Он так и остался неумолимым.

<>

Болезненное несоответствие между частями своего «я» я искупил в отцеубийстве. Благодаря ему я привел себя в соответствие с предназначением, смысл которого стал разматываться по ходу дальнейшей жизни. Я впрыгнул в свою судьбу, хотя не раз в ней снова сомневался. Детские разрывы, разорванный рот остались со мной навсегда. Обретенная устойчивость не стала пожизненным мандатом. Человеческие слабости отвлекали меня и позже, ослабляли внимание, не давали возможности преодолевать испытания с легкостью натренированного спортсмена. Напротив, я больно падал и долго тер свои ушибы. Но мне все-таки удалось кое-как разовраться (хорошая описка) — разобраться в том коктейле, который я собой представлял, в его ингредиентах. Не все я понял, и не все мне суждено понять, но помогла к тому же Россия. Не знаю, стоит ли благодарить. Я был отправлен туда (сюда) с какой-то сокровенной миссией. В России жить — все равно что ходить по потолку. Это — перевернутое зрение. Я не знаю, где моя настоящая родина. Скорее всего, ее нет на карте. Но Россия была местом моего детского рая.

2

Своим рождением я обязан такому кромешному нагромождению мировых обстоятельств, что вынужден признать его делом голого, но по-своему филигранного случая. Плод «случайного семейства» par excellence, [4] я, скорее всего, среди всевозможных гербовых атрибутов, не без помощи поэта Осипа Мандельштама, выбрал бы для себя кривой кий, щербатый шар и дырявую лузу, хотя бы потому, что ни мой отец, ни я никогда не были приличными бильярдистами. Даже ближайшие предки в моем сознании живут безымянно, определяемые на скорую руку полустершимися профессиями, иногда подлинными, вроде артельщика или попа, иногда сугубо фиктивными, вроде профессионального революционера, каковым бабушка не без тайного умысла прописала в моей памяти своего неведомого мне отца, Никандра. Бабушка вообще была выдумщицей. Правда, со стороны моей мамы мы имеем легкое касательство не только к личному и потому маловнушительному дворянству ее деда, но также через весьма запутанную систему свояков и своячениц, а точнее, через довольно красочный род Кьяндских, к русской культуре: изобретателю, по крайней мере, национального радио Попову, а стало быть, к семейству химика Менделеева, а стало быть, в конечном счете, Александру Блоку. Но это даже не десятая вода на киселе, а так, семейные опивки. Не зная, с чего начать разговор о частном заговоре обстоятельств, противных чести и здравому смыслу, я бы все-таки остановился на малоизвестной, неудачной англо-американской интервенции под Мурманском после Октябрьской революции. Как-то по телевизору показали их провалившиеся заснеженные могилы. Бабушка-выдумщица но отцовской линии, Анастасия Никандровна Рувимова, была очень хороша собой. Она жила на самой границе с Финляндией, в Сестрорецке, где у ее отца было пять летних дач для сдачи в наем. Она ходила по пятьдесят верст в день на лыжах и нравилась финну Юхо. Незадолго перед смертью, смотря по телевизору хоккейный матч Россия — Финляндия, она с легкой ностальгией по пропущенной спокойной жизни, сказала мне:

— Вышла бы за Юхо, болела бы за Финляндию.

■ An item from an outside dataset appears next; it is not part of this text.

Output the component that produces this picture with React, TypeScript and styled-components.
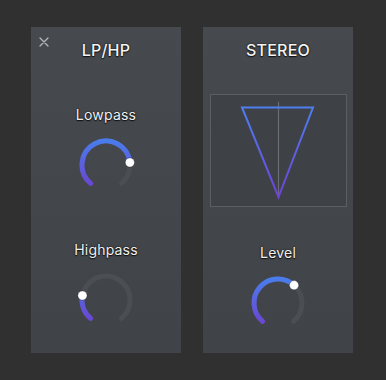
import React from 'react';
import styled, { createGlobalStyle } from 'styled-components';

const GlobalStyle = createGlobalStyle`
  html, body {
    margin: 0;
    padding: 0;
    background: #303030;
  }
  body {
    font-family: Inter, 'Noto Sans', sans-serif;
  }
`;

const Page = styled.div`
  display: flex;
  gap: 22px;
  padding: 27px 0 0 31px;
  width: 386px;
  height: 380px;
  box-sizing: border-box;
`;

const Panel = styled.section`
  position: relative;
  width: 150px;
  height: 326px;
  display: flex;
  flex-direction: column;
  align-items: center;
  padding-top: 13px;
  box-sizing: border-box;
  background: linear-gradient(180deg, #46494e 0%, #404347 100%);
`;

const Title = styled.h2`
  margin: 0;
  font-size: 16px;
  line-height: 20px;
  font-weight: 500;
  color: #f4f4f4;
  letter-spacing: 0.2px;
  text-shadow: 0 0 2px rgba(0, 0, 0, 0.9), 0 1px 1px rgba(0, 0, 0, 0.7);
`;

const CloseButton = styled.button`
  position: absolute;
  top: 9px;
  left: 7px;
  width: 12px;
  height: 12px;
  padding: 0;
  border: none;
  background: none;
  display: flex;
  align-items: center;
  justify-content: center;
  cursor: pointer;
`;

const Control = styled.div<{ $top: number }>`
  margin-top: ${(p) => p.$top}px;
  display: flex;
  flex-direction: column;
  align-items: center;
  gap: 10px;
`;

const Label = styled.span`
  font-size: 14px;
  line-height: 20px;
  font-weight: 400;
  color: #f0f0f0;
  letter-spacing: 0.2px;
  text-shadow: 0 0 2px rgba(0, 0, 0, 0.9), 0 1px 1px rgba(0, 0, 0, 0.7);
`;

const Scope = styled.div`
  margin-top: 34px;
  width: 137px;
  height: 113px;
  box-sizing: border-box;
  border: 1px solid #5b5e63;
  background: #3e4145;
  display: flex;
`;

const START = -140;
const END = 140;
const R = 24;
const C = 30;

const pt = (deg: number) => {
  const a = (deg * Math.PI) / 180;
  return [C + R * Math.sin(a), C - R * Math.cos(a)];
};

const arc = (from: number, to: number) => {
  const [x1, y1] = pt(from);
  const [x2, y2] = pt(to);
  const large = to - from > 180 ? 1 : 0;
  return `M ${x1} ${y1} A ${R} ${R} 0 ${large} 1 ${x2} ${y2}`;
};

const Knob = ({ value, id }: { value: number; id: string }) => {
  const angle = START + (END - START) * value;
  const [dx, dy] = pt(angle);
  return (
    <svg width={60} height={60} viewBox="0 0 60 60">
      <defs>
        <linearGradient id={id} x1="0" y1="6" x2="0" y2="52" gradientUnits="userSpaceOnUse">
          <stop offset="0" stopColor="#4a7ceb" />
          <stop offset="1" stopColor="#6c44d2" />
        </linearGradient>
      </defs>
      <path d={arc(START, END)} fill="none" stroke="#4b4e53" strokeWidth={5} strokeLinecap="round" />
      <path d={arc(START, angle)} fill="none" stroke={`url(#${id})`} strokeWidth={5} strokeLinecap="round" />
      <circle cx={dx} cy={dy} r={4.6} fill="#ffffff" stroke="rgba(0,0,0,0.35)" strokeWidth={0.8} />
    </svg>
  );
};

const StereoPlot = () => (
  <svg width={135} height={111} viewBox="0 0 135 111">
    <defs>
      <linearGradient id="tri" x1="0" y1="12" x2="0" y2="103" gradientUnits="userSpaceOnUse">
        <stop offset="0" stopColor="#4d7ff0" />
        <stop offset="1" stopColor="#6f42d8" />
      </linearGradient>
    </defs>
    <line x1={67.5} y1={7} x2={67.5} y2={104} stroke="#6b6e73" strokeWidth={1.2} />
    <polygon points="31,12.5 102,12.5 67.5,102" fill="none" stroke="url(#tri)" strokeWidth={2} strokeLinejoin="miter" />
  </svg>
);

export default function App() {
  return (
    <>
      <GlobalStyle />
      <Page>
        <Panel>
          <CloseButton aria-label="Close">
            <svg width={10} height={10} viewBox="0 0 10 10">
              <path d="M1 1 L9 9 M9 1 L1 9" stroke="#b4b6ba" strokeWidth={1.3} strokeLinecap="round" />
            </svg>
          </CloseButton>
          <Title>LP/HP</Title>
          <Control $top={45}>
            <Label>Lowpass</Label>
            <Knob value={0.8} id="lp" />
          </Control>
          <Control $top={45}>
            <Label>Highpass</Label>
            <Knob value={0.217} id="hp" />
          </Control>
        </Panel>
        <Panel>
          <Title>STEREO</Title>
          <Scope>
            <StereoPlot />
          </Scope>
          <Control $top={36}>
            <Label>Level</Label>
            <Knob value={0.65} id="lvl" />
          </Control>
        </Panel>
      </Page>
    </>
  );
}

За ней ухаживал рослый человек с черными красивыми кругами под глазами по имени Иван. В 1918 году бабушка, спасаясь от голода, перебралась с семьей из Сестрорецка в Петроград, оттуда — в Карелию. Иван не скрывал своих намерений жениться на Анастасии, но тут напали американцы.

Один молодой коварный человек в пенсне служил на Карельской железной дороге бухгалтером. Большевики сделали его ответственным за мобилизацию. Прельстившись красотой моей бабушки, Иван Петрович Ерофеев первым внес в мобилизационные списки рослого Ивана, хотя тот имел белый билет. Ивана забрили, послали под Мурманск, и он пропал без вести в схватке с американцами.

Далее — оперная вставка. Слышится ария Татьяны из оперы «Евгений Онегин»: «Но я другому отдана. Я буду век ему верна…» В 1920 году, вернувшись в Петроград, Анастасия Никандровна случайно на улице встретила своего первого Ивана.